Your liver is mostly at your back, just below your diaphragm, at the upper right. It is made up of four lobes, two quite large ones, and two smaller ones. You probably know what animal liver looks like, at the butcher shop or at home. Well, your liver looks just like that, dark red, soft, floppy tissue.
One of the major things which your liver does is to act as a storage warehouse. Carbohydrates, the main food stored there, is in the form of glycogen. Your blood always has some sugar in it (about 0.1%), which is the source of energy for your muscles. This sugar (Glucose) is regulated by your liver. Suppose you become very frightened, or very angry, or you have some other reason to be very roused up, then your liver will very quickly convert some of this glycogen into glucose, which flows into your blood stream. This gives you all that extra energy when you are in a ‘fight or flight’ mode. People can sometimes perform prodigious feats of strength when they have to, because of this extra rush of sugar into your blood. Under normal conditions, glucose is passed into your blood, at just the right rate to keep it normal.
That’s not all your liver stores away for you. It also stores iron. In the old days when I was young, one of the things you did to increase your iron, was to eat some raw liver every day. My poor old other had to do that!
Several vitamins are stored in this marvellous organ as well. Vitamin A, which is essential to your eyesight, and your inner and outer skin cells, is also stashed in here in quite large amounts. Another is Vitamin D, which governs the development of teeth and bones, and the absorption of calcium and phosphorus. Once more, going back to when I was young, I wonder how many of you remember the daily dose of cod-liver oil in the winter? Just like people, Vitamin D is stored in the livers of many salt water fish. When the oil was pressed out of them, it became that awful-tasting ‘diet supplement’.

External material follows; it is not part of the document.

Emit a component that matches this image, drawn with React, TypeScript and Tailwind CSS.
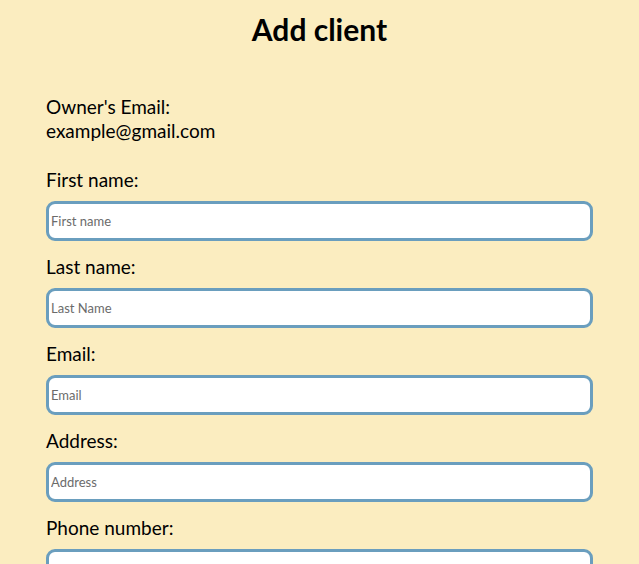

And still a third vitamin is tucked away in that old liver of yours. That is the Vitamin B complex. This is a large group of vitamins which is largely known as preventing the so-called deficiency diseases - nervous disorders, beri-beri, some retardation of growth, dry skin and quite a few others. Your liver helps keep your supply of these extremely important vitamins up to scratch. Without them, you could get very sick, indeed, in a lot of unpleasant ways.